In North Carolina, where gay marriage was legalized in October, lawmakers are proposing a narrower bill that would let government officials refuse to perform marriages or issue marriage licenses if they have religious objections. Yesterday, SB 2 advanced in the Senate on a 32 to 16 vote.

But bills like the one in North Carolina tend to be the exception. Broadness is a theme in most of the current anti-gay legislation, which may in part be a strategy to defend against legal challenges. The Supreme Court has tended to be skeptical of laws that target a specific group, so many of these bills speak only in the most general terms.

The vagueness can have unintended consequences. In January, a Republican state senator in Texas introduced a bill that would strip a vast array of powers from local jurisdictions. Unlike the anti-anti-discrimination laws in Arkansas and Tennessee, SB 343 does not limit itself to discrimination laws. It would prohibit any local government from having a law or regulation that is “more stringent that a state statute or rule.”

“The bill aims to curtail local laws that hinder free enterprise and businesses or hamper liberty, counter to the free market, limited government policies enacted by the state,” Sen. Don Huffines’s spokesperson told the Texas Observer.
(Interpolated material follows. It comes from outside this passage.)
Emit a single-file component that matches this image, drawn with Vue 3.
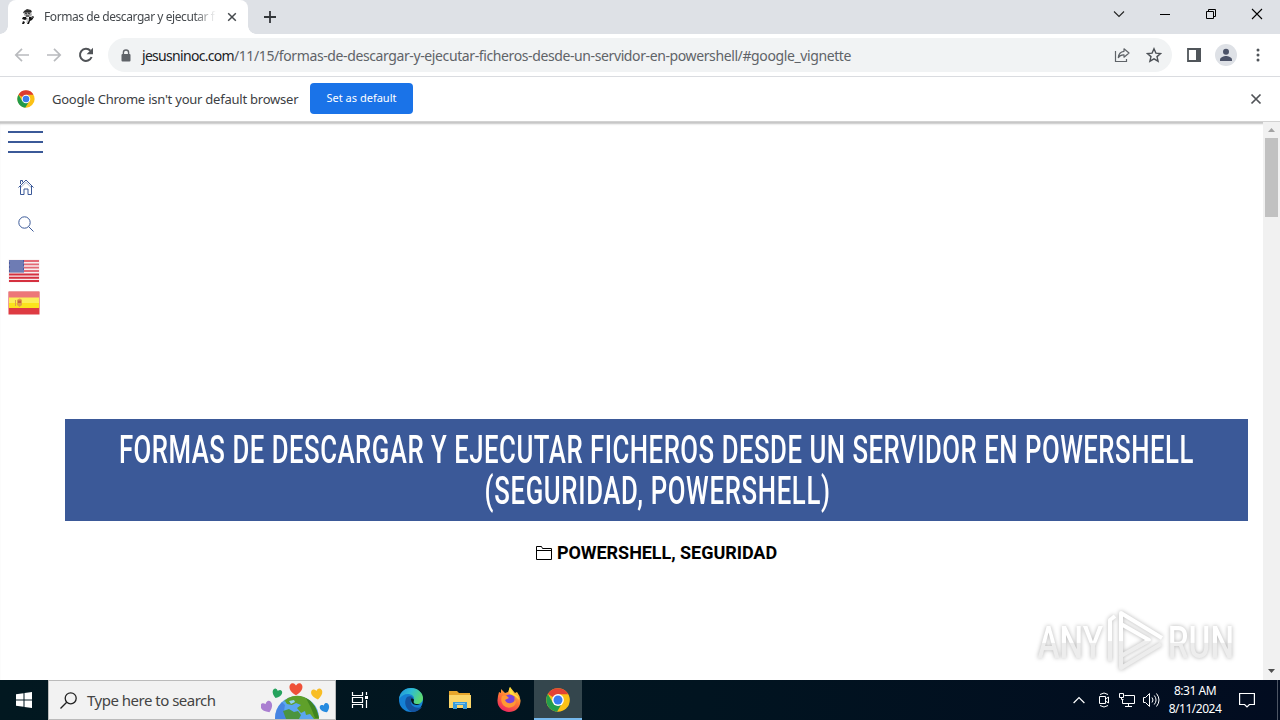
<script setup>
import { ref } from 'vue';

const tabTitle = ref('Formas de descargar y ejecutar f');
const host = 'jesusninoc.com';
const path = '/11/15/formas-de-descargar-y-ejecutar-ficheros-desde-un-servidor-en-powershell/#google_vignette';
const showInfobar = ref(true);
const search = ref('Type here to search');

// x / y of the white stars in the flag canton
const stars = [];
for (let y = 1.5; y < 12; y += 2) {
  for (let x = 1.5; x < 15; x += 2) {
    stars.push({ x: x + ((y - 1.5) % 4 ? 1 : 0), y });
  }
}
</script>

<template>
  <div class="desktop">
    <header class="tab-strip">
      <div class="tab">
        <svg class="favicon" width="16" height="16" viewBox="0 0 16 16">
          <path d="M4 2 7 0l4 1 1 2-2 1-5 .5L3 4z" fill="#333" />
          <path d="M4 3h7l1 3-2 2H6L4 6z" fill="#aaa" />
          <path d="M4 3h7M5 4l2 1m1-1 2 1M6 7h3" stroke="#222" />
          <path d="m3 8 3 0 1 2-2 1-3-1zM9 8l2 0 2-1 1 1-2 3-2 1-1 3H7l2-4zM3 12l2 1-1 2H2z" fill="#111" />
          <path d="m7 9 2 1-2 4zM11 9l2-1" fill="#ddd" stroke="#aaa" stroke-width=".6" />
        </svg>
        <span class="tab-title">{{ tabTitle }}</span>
        <svg class="tab-close" width="10" height="10" viewBox="0 0 10 10"><path d="m1.2 1.2 7.6 7.6m0-7.6L1.2 8.8" stroke="#45494d" stroke-width="1.5" /></svg>
      </div>
      <svg class="new-tab" width="12" height="12" viewBox="0 0 12 12"><path d="M6 0v12M0 6h12" stroke="#33363a" stroke-width="1.8" /></svg>
      <div class="window-buttons">
        <svg width="12" height="12" viewBox="0 0 12 12"><path d="m1 3.5 5 5 5-5" fill="none" stroke="#222" stroke-width="1.1" /></svg>
        <svg width="12" height="12" viewBox="0 0 12 12"><path d="M1 6.5h10" stroke="#000" /></svg>
        <svg width="12" height="12" viewBox="0 0 12 12"><path d="M1.5 3.5h7v7h-7zM3.5 3.5v-2h7v7h-2" fill="none" stroke="#000" /></svg>
        <svg width="12" height="12" viewBox="0 0 12 12"><path d="m1 1 10 10M11 1 1 11" stroke="#000" stroke-width="1.1" /></svg>
      </div>
    </header>

    <nav class="toolbar">
      <svg class="nav-icon" width="16" height="16" viewBox="0 0 16 16"><path d="M15 8H2m6-6.2L1.8 8 8 14.2" fill="none" stroke="#b9bbbe" stroke-width="1.7" /></svg>
      <svg class="nav-icon" width="16" height="16" viewBox="0 0 16 16"><path d="M1 8h13M8 1.8 14.2 8 8 14.2" fill="none" stroke="#b9bbbe" stroke-width="1.7" /></svg>
      <svg class="nav-icon" width="16" height="16" viewBox="0 0 16 16">
        <path d="M13.6 10A6 6 0 1 1 12.4 3.8" fill="none" stroke="#505357" stroke-width="2" />
        <path d="M15 .8v6.4H8.6z" fill="#505357" />
      </svg>
      <div class="omnibox">
        <svg class="lock" width="10" height="13" viewBox="0 0 10 13">
          <path d="M2.4 6V3.6a2.6 2.6 0 0 1 5.2 0V6" fill="none" stroke="#5f6368" stroke-width="1.4" />
          <rect x=".5" y="5" width="9" height="7.6" rx="1" fill="#5f6368" />
        </svg>
        <span class="url"><span class="host">{{ host }}</span><span class="path">{{ path }}</span></span>
        <svg class="share" width="16" height="16" viewBox="0 0 16 16">
          <path d="M1.5 4v10.5h11V12" fill="none" stroke="#5f6368" stroke-width="1.2" />
          <path d="M10 1.8 15 6l-5 4.2V7.8C7.4 7.6 5.6 8.5 4.3 10.6 4.6 7 6.4 4.7 10 4.3z" fill="none" stroke="#5f6368" stroke-width="1.2" stroke-linejoin="round" />
        </svg>
        <svg class="star" width="16" height="16" viewBox="0 0 16 16"><path d="m8 1.8 1.9 4.3 4.7.4-3.6 3.1 1.1 4.6L8 11.8l-4.1 2.4L5 9.6 1.4 6.5l4.7-.4z" fill="none" stroke="#4d5156" stroke-width="1.4" /></svg>
      </div>
      <svg class="side-panel" width="14" height="14" viewBox="0 0 14 14"><path d="M1 1h12v12H1z" fill="#fff" stroke="#50555a" stroke-width="1.8" /><path d="M9 0h5v14H9z" fill="#50555a" /></svg>
      <svg class="avatar" width="22" height="22" viewBox="0 0 22 22">
        <circle cx="11" cy="11" r="11" fill="#dee1e6" />
        <circle cx="11" cy="7.8" r="3" fill="#4c5368" />
        <path d="M5 17v-1.5c0-2.3 4-3.5 6-3.5s6 1.2 6 3.5V17z" fill="#4c5368" />
      </svg>
      <svg class="kebab" width="4" height="14" viewBox="0 0 4 14" fill="#50555a"><circle cx="2" cy="2" r="1.5" /><circle cx="2" cy="7" r="1.5" /><circle cx="2" cy="12" r="1.5" /></svg>
    </nav>

    <div v-if="showInfobar" class="infobar">
      <svg width="18" height="18" viewBox="0 0 24 24">
        <circle cx="12" cy="12" r="11.5" fill="#fbc116" />
        <path d="M12 12 2 6.2A11.5 11.5 0 0 1 22 6.3H12z" fill="#de3b2f" />
        <path d="m12 12-5 2.8L2 6.2a11.5 11.5 0 0 0 9 17.3l5.2-8.5z" fill="#229a4a" />
        <circle cx="12" cy="12" r="5.7" fill="#fff" /><circle cx="12" cy="12" r="4.4" fill="#3b7ded" />
      </svg>
      <span class="infobar-text">Google Chrome isn't your default browser</span>
      <button class="default-button">Set as default</button>
      <svg class="infobar-close" width="12" height="12" viewBox="0 0 12 12" @click="showInfobar = false"><path d="m1.5 1.5 9 9m0-9-9 9" stroke="#505357" stroke-width="1.7" /></svg>
    </div>

    <div class="viewport">
      <aside class="side-menu">
        <div class="burger"><i></i><i></i><i></i></div>
        <svg class="home" width="16" height="16" viewBox="0 0 16 16" fill="none" stroke="#3b5998">
          <path d="M.5 8.5 8 1l7.5 7.5M2.5 7v8.5H6V10h4v5.5h3.5V7M2.5 5V1.5h2v1.8" />
          <path d="m2.5 8.8 5.5-5.5 5.5 5.5" stroke-width=".5" />
        </svg>
        <svg class="find" width="16" height="16" viewBox="0 0 16 16" fill="none" stroke="#3b5998"><circle cx="6.5" cy="6.5" r="5.7" /><path d="m10.700 10.700 4.800 4.800" /></svg>
        <svg class="flag" width="32" height="24" viewBox="0 0 32 24">
          <rect x=".5" y=".5" width="31" height="23" fill="#f7eeee" />
          <path d="M1 2h30M1 5.3h30M1 8.6h30M1 12h30" stroke="#e36a75" stroke-width="1.8" />
          <path d="M1 15.4h30M1 18.7h30M1 22h30" stroke="#d5303f" stroke-width="2" />
          <rect x="1" y="1" width="15" height="12.5" fill="#4a5ba0" />
          <rect v-for="(s, i) in stars" :key="i" :x="s.x" :y="s.y" width="1" height="1" fill="#d9def0" />
        </svg>
        <svg class="flag" width="32" height="24" viewBox="0 0 32 24">
          <rect x=".5" y=".5" width="31" height="23" fill="#de3b42" />
          <rect x="1" y="1" width="30" height="6" fill="#ed7778" />
          <rect x="1" y="6.5" width="30" height="6" fill="#fbee5a" />
          <rect x="1" y="12" width="30" height="5" fill="#fbe31c" />
          <path d="M7 9h1v6H7zM9 9q3-3 5 0v5l-2.5 2L9 14z" fill="#dfa04a" />
          <path d="M10 9.500h3V12h-3z" fill="#c9603f" />
        </svg>
      </aside>

      <main class="article">
        <h1 class="title">
          <span class="line">FORMAS DE DESCARGAR Y EJECUTAR FICHEROS DESDE UN SERVIDOR EN POWERSHELL</span>
          <span class="line second">(SEGURIDAD, POWERSHELL)</span>
        </h1>
        <div class="categories">
          <svg width="16" height="14" viewBox="0 0 16 14"><path d="M.5 13.5V.5h5l1 2h9v11zM.5 4.5h15" fill="none" stroke="#000" /></svg>
          <span>POWERSHELL, SEGURIDAD</span>
        </div>
      </main>

      <div class="scrollbar">
        <svg width="17" height="16" viewBox="0 0 17 16"><path d="m5 10 3.5-4 3.5 4z" fill="#a3a3a3" /></svg>
        <div class="thumb"></div>
        <svg class="down" width="17" height="17" viewBox="0 0 17 17"><path d="m5 6 3.5 4L12 6z" fill="#505050" /></svg>
      </div>

      <div class="watermark">
        <span class="word">ANY</span>
        <svg width="60" height="66" viewBox="0 0 60 66">
          <defs>
            <linearGradient id="fade" x1="0" y1="0" x2="0" y2="1">
              <stop offset=".5" stop-color="#fff" /><stop offset=".52" stop-color="#ededed" />
            </linearGradient>
          </defs>
          <path d="M5 53V12l5-4M16 47V5l41 25M16 16l28 16-28 16v12l40-24M25 43l18-10" fill="none" stroke="url(#fade)" stroke-width="4" stroke-linejoin="round" />
        </svg>
        <span class="word">RUN</span>
      </div>
    </div>

    <footer class="taskbar">
      <div class="start">
        <svg width="16" height="16" viewBox="0 0 16 16" fill="#fff"><path d="m0 2.3 7.5-1.100v6.300H0zM8.500 1.100 16 0v7.500H8.500zM0 8.500h7.500v6.300L0 13.700zM8.500 8.500H16V16l-7.500-1.100z" /></svg>
      </div>
      <div class="search-box">
        <svg class="magnifier" width="17" height="17" viewBox="0 0 17 17" fill="none" stroke="#222" stroke-width="1.3"><circle cx="10.7" cy="6.3" r="5.5" /><path d="m6.7 10.3-6.2 6.2" /></svg>
        <span>{{ search }}</span>
        <svg class="earth" width="70" height="38" viewBox="0 0 70 38">
          <defs>
            <path id="heart" d="M0 5.5C-8 1-6-5-3-5-1-5 0-3 0-3S1-5 3-5C6-5 8 1 0 5.5z" />
          </defs>
          <circle cx="36" cy="37" r="22" fill="#5ba6f0" />
          <path d="M14 38q0-10 7-17l3 3-1 6 4 8z" fill="#3f78dc" opacity=".7" />
          <path d="m22 21 5-4q8-4 16-1 12 5 15 22h-5l-4-5-4 1-1-4-4 2-4-5 4-3-5-2-4 2-5-1-2-3z" fill="#5fa02a" />
          <path d="m45 17q10 5 13 20h-4l-4-10z" fill="#3f8420" />
          <path d="m22 30 6-2 5 3 4-1 3 4-2 4H25z" fill="#4b9440" />
          <path d="m28 20 5-1 1 2-4 2z" fill="#8fd0f2" />
          <use href="#heart" transform="translate(6 26) rotate(-25) scale(1.05)" fill="#aa7fd1" />
          <use href="#heart" transform="translate(16 12.5) rotate(18) scale(.85)" fill="#26a35d" />
          <use href="#heart" transform="translate(35 8) scale(1.15)" fill="#ef5139" />
          <use href="#heart" transform="translate(56 13) rotate(-10)" fill="#f8bd24" />
          <use href="#heart" transform="translate(64 27) rotate(-25) scale(.85)" fill="#268be0" />
        </svg>
      </div>
      <div class="app">
        <svg width="18" height="16" viewBox="0 0 18 16" fill="none" stroke="#fff" stroke-width="1.2"><path d="M1.5 0v3.5h10V0M1.5 16v-3.5h10V16M1.5 5.5h10v5h-10zM15.5 0v3M15.5 8v8" /><path d="M14 4h3v3h-3z" fill="#fff" stroke="none" /></svg>
      </div>
      <div class="app edge">
        <svg width="26" height="26" viewBox="0 0 26 26">
          <defs>
            <linearGradient id="edge-top" x1="0" y1="0" x2="1" y2=".4"><stop offset="0" stop-color="#1f8edb" /><stop offset=".5" stop-color="#2dbbd5" /><stop offset="1" stop-color="#5bd873" /></linearGradient>
          </defs>
          <circle cx="13" cy="13" r="12" fill="#1580d4" />
          <path d="M1 12C2 4 8 1 13 1c7 0 12 5 12 10 0 4-3 6-6 6-4 0-4-2-3-4 1-4-3-6-6-6-4 0-7 2-9 5z" fill="url(#edge-top)" />
          <path d="M9 10c-4 5-1 13 5 15 4 0 8-2 10-5-6 2-12-1-11-6 0-2 2-3 2-3-1-2-4-2-6-1z" fill="#1453a0" />
          <path d="M13 12c1-1 3 0 3 1-1 3 0 4 3 4h3c-4 2-9 1-9-5z" fill="#06151c" />
        </svg>
      </div>
      <div class="app">
        <svg width="22" height="20" viewBox="0 0 22 20">
          <path d="M0 1h8l2 2h11v5H0z" fill="#e7a62b" /><path d="M0 5h22v13H0z" fill="#fbd568" />
          <path d="M4 19v-7h14v7h-4v-4H8v4z" fill="#379bdb" /><path d="M6 13h10v1H6z" fill="#85c8ed" />
        </svg>
      </div>
      <div class="app">
        <svg width="26" height="26" viewBox="0 0 26 26">
          <defs>
            <linearGradient id="fox" x1=".8" y1="0" x2=".3" y2="1"><stop offset="0" stop-color="#ffe13b" /><stop offset=".5" stop-color="#ff7935" /><stop offset="1" stop-color="#ed2361" /></linearGradient>
          </defs>
          <path d="m5 6 0-4 4 4 3-1 2-5 5 6 2-1q4 5 3.5 9.5C24 21 19 25 13 25S1 20.5 1.5 13Q2 8 3 5z" fill="url(#fox)" />
          <circle cx="13.5" cy="13.5" r="6" fill="#7943da" />
          <path d="M6 9q4-2 7 2l-4 2q2 4 6 3 5-1 3-6 4 5 0 9-6 4-11-1-3-4-1-9z" fill="#ff9833" />
          <path d="m14 0 4 7q5 2 5 6-4-5-9-6-2-4 0-7z" fill="#ffde3c" />
        </svg>
      </div>
      <div class="app active">
        <svg width="24" height="24" viewBox="0 0 24 24">
          <circle cx="12" cy="12" r="11.8" fill="#fbc116" />
          <path d="M12 12 1.8 6.1A11.8 11.8 0 0 1 22.3 6.3H12z" fill="#e24335" />
          <path d="m12 12-5 2.8L1.8 6.1A11.8 11.8 0 0 0 11 23.7l5.2-8.7z" fill="#249d4c" />
          <circle cx="12" cy="12" r="5.9" fill="#fff" /><circle cx="12" cy="12" r="4.5" fill="#377cf0" />
        </svg>
      </div>
      <div class="tray">
        <svg width="12" height="8" viewBox="0 0 12 8"><path d="m.6 7 5.400-5.500L11.400 7" fill="none" stroke="#fff" stroke-width="1.2" /></svg>
        <svg class="meet" width="12" height="16" viewBox="0 0 12 16" fill="none" stroke="#fff"><path d="M1.500 4.500h6v7h-6zM7.500 7l3-2v6l-3-2M2 2.500q4-3 8 0M2 13.500q4 3 8 0" /></svg>
        <svg class="network" width="17" height="15" viewBox="0 0 17 15" fill="none" stroke="#fff"><path d="M5.500 2.500h10v8h-12v-4M9.500 10.500v3M6 13.500h7M.500.500h4v4h-4zM2.500 4.500v2h2" /></svg>
        <svg class="volume" width="17" height="14" viewBox="0 0 17 14" fill="none" stroke="#fff"><path d="M.500 4.500h2l4-4v13l-4-4h-2zM9 4.500q2 2.500 0 5M11.300 2.500q3.500 4.500 0 9M13.500.500q5 6.500 0 13" /></svg>
        <div class="clock"><span>8:31 AM</span><span>8/11/2024</span></div>
        <svg class="notice" width="16" height="16" viewBox="0 0 16 16" fill="none" stroke="#fff" stroke-width="1.2"><path d="M.6 1.500h14.800v11h-5L8 15l-2.400-2.500h-5z" /></svg>
      </div>
    </footer>
  </div>
</template>

<style>
body {
  margin: 0;
  overflow: hidden;
}
</style>

<style scoped>
.desktop {
  width: 1280px;
  height: 720px;
  display: flex;
  flex-direction: column;
  background: #fff;
  font-family: "Noto Sans", sans-serif;
}

svg {
  display: block;
  flex: none;
}

.tab-strip {
  height: 34px;
  display: flex;
  background: #dee1e6;
}

.tab {
  width: 240px;
  height: 34px;
  margin-left: 8px;
  padding-left: 12px;
  box-sizing: border-box;
  display: flex;
  align-items: center;
  background: #fff;
  border-radius: 8px 8px 0 0;
  position: relative;
}

/* rounded feet of the active tab */
.tab::before,
.tab::after {
  content: "";
  position: absolute;
  bottom: 0;
  width: 8px;
  height: 8px;
}

.tab::before {
  left: -8px;
  background: radial-gradient(circle at 0 0, transparent 7.5px, #fff 8px);
}

.tab::after {
  right: -8px;
  background: radial-gradient(circle at 100% 0, transparent 7.5px, #fff 8px);
}

.tab-title {
  width: 172px;
  margin: -1px 0 0 8px;
  overflow: hidden;
  white-space: nowrap;
  font-size: 12px;
  letter-spacing: -0.43px;
  color: #45494d;
  mask-image: linear-gradient(90deg, #000 150px, transparent 172px);
}

.tab-close {
  margin-left: 11px;
}

.new-tab {
  margin: 11px 0 0 16px;
}

.window-buttons {
  margin: 8px 17px 0 auto;
  display: flex;
  gap: 34px;
}

.toolbar {
  height: 42px;
  padding: 0 20px 0 14px;
  display: flex;
  align-items: center;
  border-bottom: 1px solid #dadce0;
}

.nav-icon {
  margin-right: 16px;
}

.omnibox {
  width: 1064px;
  height: 34px;
  margin-left: -2px;
  padding: 0 10px 0 13px;
  box-sizing: border-box;
  display: flex;
  align-items: center;
  border-radius: 17px;
  background: #f1f3f4;
}

.url {
  margin-left: 11px;
  white-space: nowrap;
  font-size: 14px;
}

.host {
  color: #202124;
  letter-spacing: -0.7px;
}

.path {
  color: #5f6368;
  letter-spacing: -0.39px;
}

.share {
  margin-left: auto;
}

.star {
  margin-left: 16px;
}

.side-panel {
  margin-left: 15px;
}

.avatar {
  margin-left: 14px;
}

.kebab {
  margin-left: auto;
}

.infobar {
  height: 45px;
  padding: 0 18px 2px 17px;
  box-sizing: border-box;
  display: flex;
  align-items: center;
}

.infobar-text {
  width: 246px;
  margin-left: 17px;
  white-space: nowrap;
  font-size: 13px;
  letter-spacing: -0.23px;
  color: #3c4043;
}

.default-button {
  width: 103px;
  height: 31px;
  margin-left: 12px;
  padding: 0 0 2px;
  border: 0;
  border-radius: 4px;
  background: #1a73e8;
  color: #fff;
  font: 11px "Noto Sans", sans-serif;
  letter-spacing: 0;
}

.infobar-close {
  margin-left: auto;
}

.viewport {
  height: 558px;
  display: flex;
  position: relative;
  box-shadow: inset 0 3px 2px -1px #c4c4c4, 0 -1px #d2d2d2;
}

.side-menu {
  width: 65px;
  padding: 9px 0 0 8px;
  box-sizing: border-box;
}

.burger {
  width: 35px;
  display: flex;
  flex-direction: column;
  gap: 8px;
}

.burger i {
  height: 2px;
  background: #3b5998;
}

.home {
  margin: 26px 0 0 10px;
}

.find {
  margin: 21px 0 27px 10px;
}

.flag {
  margin-bottom: 8px;
}

.article {
  width: 1183px;
  padding-top: 297px;
}

.title {
  height: 102px;
  margin: 0;
  padding-top: 11px;
  box-sizing: border-box;
  display: flex;
  flex-direction: column;
  align-items: center;
  background: #3b5998;
  color: #fff;
  font: 500 39px/41px Roboto, sans-serif;
  letter-spacing: 0.78px;
  white-space: nowrap;
}

/* condensed caps */
.line {
  transform: scaleX(0.66);
}

.second {
  padding-left: 3px;
  letter-spacing: 1px;
}

.categories {
  margin-top: 21px;
  display: flex;
  align-items: center;
  justify-content: center;
  gap: 5px;
  color: #000;
  font: bold 18px/21px Roboto, sans-serif;
  letter-spacing: -0.05px;
}

.scrollbar {
  width: 17px;
  margin-left: auto;
  display: flex;
  flex-direction: column;
  align-items: center;
  background: #f1f1f1;
}

.thumb {
  width: 13px;
  height: 79px;
  background: #c1c1c1;
}

.down {
  margin-top: auto;
}

.watermark {
  width: 210px;
  height: 74px;
  position: absolute;
  left: 1031px;
  top: 482px;
  display: flex;
  align-items: center;
  justify-content: center;
  filter: drop-shadow(0 0 2px #b4b4b4);
}

.word {
  padding-top: 3px;
  margin: 0 -9px;
  background: linear-gradient(#fff 53%, #ededed 54%);
  background-clip: text;
  color: transparent;
  font: 500 45px/45px Roboto, sans-serif;
  transform: scaleX(0.74);
}

.taskbar {
  height: 40px;
  display: flex;
  background: linear-gradient(90deg, #021820, #011420 55%, #020c20);
  color: #fff;
}

.start {
  width: 48px;
  display: flex;
  align-items: center;
  justify-content: center;
}

.search-box {
  width: 288px;
  height: 40px;
  padding: 0 4px 0 11px;
  box-sizing: border-box;
  display: flex;
  align-items: center;
  border: 1px solid #bbb;
  background: #f2f2f2;
  color: #444;
  font-size: 15px;
  letter-spacing: -0.5px;
  white-space: nowrap;
}

.magnifier {
  margin-right: 10px;
}

.earth {
  margin-left: auto;
}

.app {
  width: 48px;
  height: 40px;
  margin-right: 1px;
  display: flex;
  align-items: center;
  justify-content: center;
  box-sizing: border-box;
}

.app.edge {
  margin-left: 2px;
}

.app.active {
  border-bottom: 2px solid #76b9ed;
  padding-top: 2px;
  background: #34464d;
}

.tray {
  width: 205px;
  margin-left: auto;
  display: flex;
  align-items: center;
  border-right: 1px solid #4d5564;
  margin-right: 2px;
  box-sizing: border-box;
}

.meet {
  margin-left: 13px;
}

.network {
  margin-left: 9px;
}

.volume {
  margin-left: 7px;
}

.clock {
  width: 60px;
  margin-left: 5px;
  display: flex;
  flex-direction: column;
  align-items: center;
  font-size: 12px;
  line-height: 18px;
  letter-spacing: -0.48px;
}

.notice {
  margin-left: 14px;
}
</style>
Under any reasonable reading of SB 343, the bill would make it extremely difficult for counties and towns to pass laws, and hamper local control. Concern about the loss of local control was one reason that Arkansas Gov. Asa Hutchinson declined to sign that state’s anti-anti-discrimination bill, SB 202, which became law without his signature. (Hutchinson also refused to veto the bill.)

In Texas at least, the bills that gay rights groups are condemning don’t seem to be going very far. SB 343 has not made it out of committee, nor have religious freedom measures HJR 55 and SJR 10.